A Dedicated body. In the 12th chapter of Romans the apostle Paul beseeches us to present our bodies a living sacrifice. In a later Epistle he speaks to the Corinthians as not their own but bought with a price, therefore expected to glorify God in their bodies which are His. It is impossible for the spirit and soul to be consecrated to God while the body is still held in our own hands, in some measure at least. This is as incongruous as a house presented to a friend while we retain the title deed to the lot on which it stands, or a precious jewel while we retain the key of its casket.
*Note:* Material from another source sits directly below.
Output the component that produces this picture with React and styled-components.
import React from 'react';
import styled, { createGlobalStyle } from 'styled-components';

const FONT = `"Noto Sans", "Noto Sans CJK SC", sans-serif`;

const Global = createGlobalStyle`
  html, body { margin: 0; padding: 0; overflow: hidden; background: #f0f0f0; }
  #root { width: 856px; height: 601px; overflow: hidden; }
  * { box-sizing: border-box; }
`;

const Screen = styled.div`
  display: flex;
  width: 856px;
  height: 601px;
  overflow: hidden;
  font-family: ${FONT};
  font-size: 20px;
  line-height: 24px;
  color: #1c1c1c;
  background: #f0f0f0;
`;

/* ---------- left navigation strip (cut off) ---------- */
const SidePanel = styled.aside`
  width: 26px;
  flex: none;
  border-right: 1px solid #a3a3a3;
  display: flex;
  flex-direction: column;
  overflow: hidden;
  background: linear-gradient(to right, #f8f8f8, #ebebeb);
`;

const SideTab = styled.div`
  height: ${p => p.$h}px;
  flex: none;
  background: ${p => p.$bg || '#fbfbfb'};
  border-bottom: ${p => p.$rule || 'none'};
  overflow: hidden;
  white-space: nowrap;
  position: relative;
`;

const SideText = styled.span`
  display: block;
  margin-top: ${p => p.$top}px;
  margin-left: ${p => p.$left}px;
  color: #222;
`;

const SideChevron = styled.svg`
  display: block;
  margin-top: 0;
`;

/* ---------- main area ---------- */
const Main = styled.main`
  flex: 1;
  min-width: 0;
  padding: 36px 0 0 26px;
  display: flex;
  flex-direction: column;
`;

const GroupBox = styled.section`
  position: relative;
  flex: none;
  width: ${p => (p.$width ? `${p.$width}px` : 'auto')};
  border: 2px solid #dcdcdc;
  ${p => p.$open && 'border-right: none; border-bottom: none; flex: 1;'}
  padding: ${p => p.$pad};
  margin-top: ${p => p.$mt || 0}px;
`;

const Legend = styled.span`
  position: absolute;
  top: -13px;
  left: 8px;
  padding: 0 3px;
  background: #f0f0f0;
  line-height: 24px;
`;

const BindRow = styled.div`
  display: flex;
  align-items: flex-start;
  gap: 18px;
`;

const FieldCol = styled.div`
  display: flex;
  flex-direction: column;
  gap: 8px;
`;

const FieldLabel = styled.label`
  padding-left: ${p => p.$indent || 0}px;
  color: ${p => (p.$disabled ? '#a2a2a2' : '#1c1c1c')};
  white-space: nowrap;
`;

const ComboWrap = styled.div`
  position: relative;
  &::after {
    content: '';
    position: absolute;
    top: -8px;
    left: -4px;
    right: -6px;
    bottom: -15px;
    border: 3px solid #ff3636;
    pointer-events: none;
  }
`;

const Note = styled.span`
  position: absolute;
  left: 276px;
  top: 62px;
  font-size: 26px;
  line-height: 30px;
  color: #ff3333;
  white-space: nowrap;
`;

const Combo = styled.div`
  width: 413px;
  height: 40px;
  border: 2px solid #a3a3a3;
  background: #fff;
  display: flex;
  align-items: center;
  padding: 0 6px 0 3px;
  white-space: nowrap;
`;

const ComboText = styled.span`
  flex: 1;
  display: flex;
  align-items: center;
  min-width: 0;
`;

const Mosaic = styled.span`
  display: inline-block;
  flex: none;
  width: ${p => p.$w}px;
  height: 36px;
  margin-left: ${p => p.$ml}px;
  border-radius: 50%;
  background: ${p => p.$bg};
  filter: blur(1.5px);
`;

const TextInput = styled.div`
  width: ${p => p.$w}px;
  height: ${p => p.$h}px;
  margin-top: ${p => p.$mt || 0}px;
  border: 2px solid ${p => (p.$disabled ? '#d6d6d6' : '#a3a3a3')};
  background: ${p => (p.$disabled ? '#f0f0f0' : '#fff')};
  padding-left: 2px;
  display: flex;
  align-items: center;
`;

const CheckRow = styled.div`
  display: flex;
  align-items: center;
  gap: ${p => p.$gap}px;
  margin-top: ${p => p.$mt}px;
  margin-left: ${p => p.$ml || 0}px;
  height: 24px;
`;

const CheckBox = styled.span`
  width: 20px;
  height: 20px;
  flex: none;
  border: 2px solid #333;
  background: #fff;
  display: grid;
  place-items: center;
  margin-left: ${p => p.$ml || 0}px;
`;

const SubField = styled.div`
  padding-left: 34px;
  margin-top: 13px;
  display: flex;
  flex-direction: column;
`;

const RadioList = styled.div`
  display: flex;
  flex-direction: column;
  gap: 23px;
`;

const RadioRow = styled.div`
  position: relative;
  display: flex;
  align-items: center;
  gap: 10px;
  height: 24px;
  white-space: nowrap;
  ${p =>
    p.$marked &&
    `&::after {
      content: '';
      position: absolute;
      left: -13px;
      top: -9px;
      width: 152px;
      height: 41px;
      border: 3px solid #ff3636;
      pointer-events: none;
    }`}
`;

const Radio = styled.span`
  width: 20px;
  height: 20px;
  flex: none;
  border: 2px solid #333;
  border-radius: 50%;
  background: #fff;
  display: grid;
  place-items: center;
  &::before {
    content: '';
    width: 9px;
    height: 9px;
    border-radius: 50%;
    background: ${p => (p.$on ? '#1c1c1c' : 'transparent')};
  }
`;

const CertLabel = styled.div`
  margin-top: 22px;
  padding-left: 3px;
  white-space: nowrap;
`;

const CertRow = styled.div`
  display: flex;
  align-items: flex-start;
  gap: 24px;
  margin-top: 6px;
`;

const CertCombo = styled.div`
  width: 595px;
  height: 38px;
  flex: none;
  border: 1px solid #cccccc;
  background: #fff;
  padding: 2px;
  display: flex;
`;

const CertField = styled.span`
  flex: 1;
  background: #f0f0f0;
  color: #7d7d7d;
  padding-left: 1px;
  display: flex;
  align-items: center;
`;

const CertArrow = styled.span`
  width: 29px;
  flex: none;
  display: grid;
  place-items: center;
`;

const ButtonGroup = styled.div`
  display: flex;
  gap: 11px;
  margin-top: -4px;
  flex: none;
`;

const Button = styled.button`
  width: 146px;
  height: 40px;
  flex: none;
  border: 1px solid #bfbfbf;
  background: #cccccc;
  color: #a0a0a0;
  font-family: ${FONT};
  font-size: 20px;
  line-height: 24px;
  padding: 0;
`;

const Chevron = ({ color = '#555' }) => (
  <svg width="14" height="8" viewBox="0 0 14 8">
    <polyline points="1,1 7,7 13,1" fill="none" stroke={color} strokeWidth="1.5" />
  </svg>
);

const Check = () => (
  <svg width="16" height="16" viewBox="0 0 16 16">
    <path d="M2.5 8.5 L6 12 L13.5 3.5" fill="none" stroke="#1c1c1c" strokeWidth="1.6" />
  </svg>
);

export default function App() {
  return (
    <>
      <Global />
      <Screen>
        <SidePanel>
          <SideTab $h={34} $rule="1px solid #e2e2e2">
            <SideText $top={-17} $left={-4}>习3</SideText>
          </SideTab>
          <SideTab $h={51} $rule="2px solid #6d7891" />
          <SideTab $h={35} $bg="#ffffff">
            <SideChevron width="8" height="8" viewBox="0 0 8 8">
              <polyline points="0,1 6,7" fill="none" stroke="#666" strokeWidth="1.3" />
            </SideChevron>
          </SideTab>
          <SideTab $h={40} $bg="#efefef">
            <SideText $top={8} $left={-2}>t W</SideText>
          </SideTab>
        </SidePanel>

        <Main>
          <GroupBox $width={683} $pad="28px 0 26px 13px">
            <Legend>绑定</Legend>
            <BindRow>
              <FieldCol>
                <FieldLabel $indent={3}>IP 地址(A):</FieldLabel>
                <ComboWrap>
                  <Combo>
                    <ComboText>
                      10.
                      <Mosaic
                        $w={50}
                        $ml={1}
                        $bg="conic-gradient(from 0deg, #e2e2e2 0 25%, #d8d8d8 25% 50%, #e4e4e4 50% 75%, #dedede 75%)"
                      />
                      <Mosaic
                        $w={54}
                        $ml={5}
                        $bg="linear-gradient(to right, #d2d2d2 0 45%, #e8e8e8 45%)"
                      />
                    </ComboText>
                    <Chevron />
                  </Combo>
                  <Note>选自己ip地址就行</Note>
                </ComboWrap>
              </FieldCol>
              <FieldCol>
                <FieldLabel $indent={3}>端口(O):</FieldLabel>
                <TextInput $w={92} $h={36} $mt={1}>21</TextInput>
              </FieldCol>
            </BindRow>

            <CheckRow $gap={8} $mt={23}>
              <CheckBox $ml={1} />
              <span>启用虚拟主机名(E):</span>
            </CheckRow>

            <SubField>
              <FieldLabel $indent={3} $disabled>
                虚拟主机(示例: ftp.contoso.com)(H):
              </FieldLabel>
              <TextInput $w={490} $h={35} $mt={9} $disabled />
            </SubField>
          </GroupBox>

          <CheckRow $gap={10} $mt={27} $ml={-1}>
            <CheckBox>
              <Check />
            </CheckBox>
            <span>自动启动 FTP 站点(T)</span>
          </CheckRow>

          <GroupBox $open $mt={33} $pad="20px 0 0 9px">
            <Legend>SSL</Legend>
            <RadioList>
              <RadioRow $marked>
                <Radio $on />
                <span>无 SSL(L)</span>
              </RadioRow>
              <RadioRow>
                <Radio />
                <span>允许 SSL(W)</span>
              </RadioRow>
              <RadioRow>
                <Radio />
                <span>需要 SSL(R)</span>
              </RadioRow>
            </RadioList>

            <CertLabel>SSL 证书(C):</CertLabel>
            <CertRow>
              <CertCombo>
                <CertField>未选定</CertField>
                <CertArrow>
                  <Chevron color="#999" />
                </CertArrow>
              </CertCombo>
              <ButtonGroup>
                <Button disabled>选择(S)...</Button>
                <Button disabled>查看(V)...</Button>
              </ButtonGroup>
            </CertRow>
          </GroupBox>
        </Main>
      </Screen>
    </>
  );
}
The dedication of the body implies the setting apart of our entire physical beings with every organ and member as the property of God, the object of His special care, and the instrument of His special will and service. While it may be done in one great comprehensive act, once for all, it adds great force and definiteness to it to make it explicit and to recognize every individual member as particularly yielded to His ownership and control. Millions have probably been helped to such a consecration by the eloquent yet simple hymn of Frances Ridley Havergal:
Take my life and let it be
Consecrated, Lord, to Thee;
Take my hands and let them move
At the impulse of Thy love.

We are so prone to generalize things that it is extremely wholesome for us to make our spiritual acts explicit. A consecrated body is one that recognizes itself as the property of God and recognizes Him as the Guardian and Keeper of all its interests and needs. He is responsible to  take care of us, and, like little children, we look to Him for all. It is a body that has learned to regard every sense and organ, not as a minister of our
own pleasure, but a channel for His life and a weapon for His work.